De ce duo naîtra notamment Al-Bayt (La Maison), une histoire qui enseigne au futur adulte l’importance du foyer et l’amour de la patrie. Le lapin, un des protagonistes, montre à travers ses périples que « toute personne a le droit de posséder un foyer. Car c’est le lieu qui nous permet l’assurance et le bonheur ».

La Palestine comme patrimoine arabe commun

Dar al-Fata al-Arabi croit en sa mission de contribuer au développement de la créativité culturelle palestinienne comme source indéniable de l’identité arabe.

Dès lors, plusieurs réunions sont organisées par le service de planification de l’éducation de la maison d’édition dans le cadre des projets du centre de planification de l’Organisation de libération de la Palestine (OLP) afin de concevoir des manuels d’enseignement palestiniens pour unifier l’éducation au sein de la diaspora.

« Nous considérons le projet comme un espace de rencontre intellectuelle. […] En d’autres termes, ce que nous produisons incarne l’unité arabe »

- Mahjoub Omar, médecin et traducteur égyptien

Ces échanges aboutissent à la création de la charte fondamentale de l’OLP intitulée « Philosophie de l’éducation du peuple palestinien », principal pont éducatif entre la Palestine et ses siens. Dar al-Fata publiera, à titre d’exemple, le premier album réunissant la quasi-totalité des timbres postaux palestiniens, depuis l’époque ottomane.

Pour son identité linguistique, la ligne éditoriale suit le principe de la philosophie de l’éducation unifiée en optant pour le choix judicieux d’un arabe standard moderne, compréhensible par l’ensemble des enfants du Moyen-Orient et d’Afrique du Nord.

Dar al-Fata met en outre l’accent sur l’importance de varier ses collaborations avec les auteurs et illustrateurs nord-africains et moyen-orientaux afin d’incarner l’esprit d’un patrimoine commun.

« Nous considérons le projet comme un espace de rencontre intellectuelle. Nous sommes très attentifs à chaque livre que nous publions, nous essayons de réunir un auteur et un illustrateur originaires de pays arabes différents. En d’autres termes, ce que nous produisons incarne l’unité arabe », explique au lancement du projet le médecin et traducteur égyptien Mahjoub Omar.

Illustration de l’Égyptien Helmi el-Touni, Al-Quds dans le cœur, Dar al-Fata al-Arabi, 1977, The Liberation Graphics Collection of Palestine Posters (© Liberation Graphics )
Illustration de l’Égyptien Helmi el-Touni, Al-Quds dans le cœur, Dar al-Fata al-Arabi, 1977, The Liberation Graphics Collection of Palestine Posters (© Liberation Graphics )

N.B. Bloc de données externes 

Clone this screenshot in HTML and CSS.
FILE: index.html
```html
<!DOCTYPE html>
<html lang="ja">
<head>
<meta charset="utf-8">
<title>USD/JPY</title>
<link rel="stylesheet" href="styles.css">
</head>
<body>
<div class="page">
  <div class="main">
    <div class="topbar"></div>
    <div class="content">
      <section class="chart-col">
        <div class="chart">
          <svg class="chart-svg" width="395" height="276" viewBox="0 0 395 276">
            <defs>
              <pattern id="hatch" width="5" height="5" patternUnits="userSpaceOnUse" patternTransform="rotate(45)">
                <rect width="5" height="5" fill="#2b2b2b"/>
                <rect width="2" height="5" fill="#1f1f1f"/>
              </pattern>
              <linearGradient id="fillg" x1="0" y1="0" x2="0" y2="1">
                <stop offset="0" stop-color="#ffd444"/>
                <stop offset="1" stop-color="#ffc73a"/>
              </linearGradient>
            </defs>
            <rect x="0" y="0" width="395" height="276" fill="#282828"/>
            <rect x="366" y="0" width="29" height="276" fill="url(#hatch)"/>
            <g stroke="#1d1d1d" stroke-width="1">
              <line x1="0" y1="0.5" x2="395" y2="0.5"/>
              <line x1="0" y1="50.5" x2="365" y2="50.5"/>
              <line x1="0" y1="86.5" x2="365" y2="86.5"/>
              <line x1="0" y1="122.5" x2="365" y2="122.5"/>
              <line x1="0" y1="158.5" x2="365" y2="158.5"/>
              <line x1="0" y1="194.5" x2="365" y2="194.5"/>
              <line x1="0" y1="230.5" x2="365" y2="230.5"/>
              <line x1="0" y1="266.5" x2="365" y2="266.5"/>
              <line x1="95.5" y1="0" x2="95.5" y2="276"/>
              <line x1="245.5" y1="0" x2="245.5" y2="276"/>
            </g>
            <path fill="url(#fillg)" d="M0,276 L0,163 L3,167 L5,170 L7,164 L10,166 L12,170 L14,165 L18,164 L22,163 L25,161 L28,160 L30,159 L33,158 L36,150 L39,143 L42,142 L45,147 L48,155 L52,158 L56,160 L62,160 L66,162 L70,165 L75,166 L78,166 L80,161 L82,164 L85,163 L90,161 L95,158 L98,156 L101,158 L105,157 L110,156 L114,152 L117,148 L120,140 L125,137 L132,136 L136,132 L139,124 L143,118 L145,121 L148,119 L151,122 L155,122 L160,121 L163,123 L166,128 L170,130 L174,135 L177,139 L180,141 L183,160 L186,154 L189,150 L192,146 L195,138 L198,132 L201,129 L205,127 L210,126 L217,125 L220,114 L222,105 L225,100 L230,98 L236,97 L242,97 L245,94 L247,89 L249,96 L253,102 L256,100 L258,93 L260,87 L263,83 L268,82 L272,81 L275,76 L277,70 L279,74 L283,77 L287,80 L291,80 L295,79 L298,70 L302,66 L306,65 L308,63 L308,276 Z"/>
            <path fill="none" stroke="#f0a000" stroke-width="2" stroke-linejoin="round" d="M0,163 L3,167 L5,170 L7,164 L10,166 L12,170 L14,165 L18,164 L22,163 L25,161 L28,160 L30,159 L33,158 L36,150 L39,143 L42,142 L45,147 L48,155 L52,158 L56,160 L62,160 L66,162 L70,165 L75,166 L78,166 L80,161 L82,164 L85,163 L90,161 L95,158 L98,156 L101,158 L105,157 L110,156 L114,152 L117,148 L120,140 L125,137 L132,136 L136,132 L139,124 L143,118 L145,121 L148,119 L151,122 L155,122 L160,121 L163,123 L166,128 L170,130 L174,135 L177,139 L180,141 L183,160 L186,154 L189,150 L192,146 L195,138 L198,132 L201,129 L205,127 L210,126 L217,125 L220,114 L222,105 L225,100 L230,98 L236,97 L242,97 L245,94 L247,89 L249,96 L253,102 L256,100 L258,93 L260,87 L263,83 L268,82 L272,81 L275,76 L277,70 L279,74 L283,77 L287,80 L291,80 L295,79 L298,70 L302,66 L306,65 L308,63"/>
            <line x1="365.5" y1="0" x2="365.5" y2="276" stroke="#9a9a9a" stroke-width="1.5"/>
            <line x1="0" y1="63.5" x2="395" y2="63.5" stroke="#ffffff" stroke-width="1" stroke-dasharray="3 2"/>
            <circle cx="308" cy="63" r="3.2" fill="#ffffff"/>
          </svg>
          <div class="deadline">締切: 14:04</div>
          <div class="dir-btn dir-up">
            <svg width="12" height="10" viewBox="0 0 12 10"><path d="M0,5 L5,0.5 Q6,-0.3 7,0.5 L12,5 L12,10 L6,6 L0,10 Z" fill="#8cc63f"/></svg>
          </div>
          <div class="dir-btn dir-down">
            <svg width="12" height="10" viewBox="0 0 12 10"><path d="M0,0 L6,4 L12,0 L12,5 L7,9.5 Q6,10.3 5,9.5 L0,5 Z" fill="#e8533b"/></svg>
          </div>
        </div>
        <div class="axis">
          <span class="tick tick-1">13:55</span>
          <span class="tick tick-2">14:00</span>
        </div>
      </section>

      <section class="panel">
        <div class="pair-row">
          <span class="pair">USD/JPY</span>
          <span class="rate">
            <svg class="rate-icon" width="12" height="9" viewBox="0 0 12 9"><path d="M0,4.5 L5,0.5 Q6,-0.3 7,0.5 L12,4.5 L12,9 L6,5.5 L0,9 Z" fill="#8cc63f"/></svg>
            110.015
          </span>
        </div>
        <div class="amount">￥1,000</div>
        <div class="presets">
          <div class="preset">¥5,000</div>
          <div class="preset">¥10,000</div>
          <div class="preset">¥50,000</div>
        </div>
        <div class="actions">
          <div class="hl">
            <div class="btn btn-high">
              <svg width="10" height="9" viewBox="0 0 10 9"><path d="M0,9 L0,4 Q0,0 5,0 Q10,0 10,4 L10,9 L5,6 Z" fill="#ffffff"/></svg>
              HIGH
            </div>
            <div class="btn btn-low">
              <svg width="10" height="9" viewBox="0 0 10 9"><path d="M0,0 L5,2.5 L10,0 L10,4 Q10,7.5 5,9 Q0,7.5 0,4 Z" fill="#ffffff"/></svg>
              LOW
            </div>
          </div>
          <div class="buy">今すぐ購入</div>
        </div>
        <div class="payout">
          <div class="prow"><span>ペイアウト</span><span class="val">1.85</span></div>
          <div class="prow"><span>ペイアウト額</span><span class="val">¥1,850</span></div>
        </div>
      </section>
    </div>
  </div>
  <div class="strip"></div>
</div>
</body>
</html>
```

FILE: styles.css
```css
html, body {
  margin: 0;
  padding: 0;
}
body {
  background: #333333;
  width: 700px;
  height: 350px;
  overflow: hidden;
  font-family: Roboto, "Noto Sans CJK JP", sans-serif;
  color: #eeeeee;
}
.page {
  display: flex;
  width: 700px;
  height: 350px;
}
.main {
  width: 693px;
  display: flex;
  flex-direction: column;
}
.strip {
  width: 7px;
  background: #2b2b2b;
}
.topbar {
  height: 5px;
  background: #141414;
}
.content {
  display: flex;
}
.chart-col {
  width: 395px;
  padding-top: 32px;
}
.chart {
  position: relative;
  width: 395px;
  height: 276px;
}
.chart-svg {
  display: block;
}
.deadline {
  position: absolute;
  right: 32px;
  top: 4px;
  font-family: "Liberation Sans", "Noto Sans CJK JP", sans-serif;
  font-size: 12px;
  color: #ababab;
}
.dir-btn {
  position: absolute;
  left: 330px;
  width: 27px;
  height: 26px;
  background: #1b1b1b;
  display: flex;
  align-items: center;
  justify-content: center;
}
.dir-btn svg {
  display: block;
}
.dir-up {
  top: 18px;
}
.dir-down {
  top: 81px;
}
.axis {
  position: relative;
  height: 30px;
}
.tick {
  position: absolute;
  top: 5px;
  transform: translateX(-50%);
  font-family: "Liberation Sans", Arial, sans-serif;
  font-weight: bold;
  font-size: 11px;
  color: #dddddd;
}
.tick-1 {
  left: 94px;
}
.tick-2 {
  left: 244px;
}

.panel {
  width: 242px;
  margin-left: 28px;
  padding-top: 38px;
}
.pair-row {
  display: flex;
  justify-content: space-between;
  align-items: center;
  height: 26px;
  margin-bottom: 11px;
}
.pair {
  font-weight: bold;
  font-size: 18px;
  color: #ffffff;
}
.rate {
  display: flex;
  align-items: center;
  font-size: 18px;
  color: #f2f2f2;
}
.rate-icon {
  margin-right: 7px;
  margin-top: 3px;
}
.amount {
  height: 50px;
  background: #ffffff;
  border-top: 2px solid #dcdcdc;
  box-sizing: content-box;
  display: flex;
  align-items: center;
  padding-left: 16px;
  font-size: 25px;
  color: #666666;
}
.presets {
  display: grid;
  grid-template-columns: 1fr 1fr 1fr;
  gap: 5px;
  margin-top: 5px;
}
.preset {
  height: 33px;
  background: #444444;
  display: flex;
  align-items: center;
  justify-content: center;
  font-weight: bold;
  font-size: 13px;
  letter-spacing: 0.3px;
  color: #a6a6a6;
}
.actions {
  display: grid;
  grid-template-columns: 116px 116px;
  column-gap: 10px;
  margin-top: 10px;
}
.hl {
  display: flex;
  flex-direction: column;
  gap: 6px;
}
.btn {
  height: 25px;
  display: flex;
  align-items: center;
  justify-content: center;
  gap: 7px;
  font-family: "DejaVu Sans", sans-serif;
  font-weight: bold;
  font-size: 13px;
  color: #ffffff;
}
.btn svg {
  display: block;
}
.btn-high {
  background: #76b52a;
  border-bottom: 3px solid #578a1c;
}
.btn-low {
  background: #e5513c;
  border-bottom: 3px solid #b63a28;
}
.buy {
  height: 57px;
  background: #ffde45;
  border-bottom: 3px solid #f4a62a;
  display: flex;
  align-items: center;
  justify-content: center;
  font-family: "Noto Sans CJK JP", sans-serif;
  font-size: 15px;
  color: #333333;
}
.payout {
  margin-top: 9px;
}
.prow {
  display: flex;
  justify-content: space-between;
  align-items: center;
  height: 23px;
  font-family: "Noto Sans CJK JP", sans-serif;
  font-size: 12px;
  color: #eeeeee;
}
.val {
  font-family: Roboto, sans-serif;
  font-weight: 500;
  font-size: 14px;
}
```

Outre la volonté d’ancrer l’idée d’une identité et d’un patrimoine communs au sein des sociétés arabes, la maison d’édition se charge d’une seconde mission : promouvoir l’ouverture à l’autre, le dialogue interreligieux et la pluralité.

Facilitatrice de rencontres florissantes, l’équipe fera par ailleurs appel aux grandes figures de la traduction afin d’adapter en arabe et dans d’autres langues les chefs-d’œuvre de la littérature mondiale, comme Les Fables du poète Jean de La Fontaine (1621-1695), Les Contes de ma mère l’Oye de l’homme de lettre français Charles Perrault (1628-1703), Contes de l’enfance et du foyer des frères allemands Jacob (1785-1863) et Wilhelm Grimm (1786-1859), Les Fables de l’écrivain grec Ésope (vers 620-564 av. J-C) et bien d’autres.

Dar al-Fata traduit aussi ses propre œuvres, dont la nouvelle Al-hamam al-Abyad (le pigeon blanc) de Tamer, qui sera rendue disponible en anglais grâce à l’éminent traducteur canadien Denys Johnson-Davis.

Fermeture précoce des rideaux

Au gré du déplacement forcé de l’OLP après l’invasion israélienne du Liban de 1982, la maison sera obligée de quitter à son tour Beyrouth pour Le Caire, où elle fermera définitivement ses portes en 1994, laissant l’industrie du livre arabe en berne.

L’offensive israélienne au Liban en 1982, l’instabilité politique au Moyen-Orient, la contrainte de fuir ailleurs, mais aussi la pénurie de papier sont autant de facteurs qui ne laisseront d’autre choix aux responsables que celui de mettre la clé sous la porte.

Néanmoins, de retour au Caire en 1982, Mohieddine Ellabbad ne se décourage pas et fonde en compagnie de ses amis illustrateurs venus de Palestine, de Syrie, du Liban, de Tunisie et du Yémen un centre artistique pour réinventer le graphisme arabe. Cet espace contribuera à la réalisation de plus de 60 albums pour enfants.

Pionnière de la diffusion des sciences éducatives et de la littérature d’enfance et jeunesse en arabe, Dar al-Fata al Arabi - nom gravé nostalgiquement dans les mémoires – a été étroitement associée à la liberté de pensée, à la créativité abondante et à l’enrichissement exceptionnel du livre dans la région. Une aventure certes éphémère, mais qui a su sensiblement marquer des générations de lecteurs et de futurs éditeurs.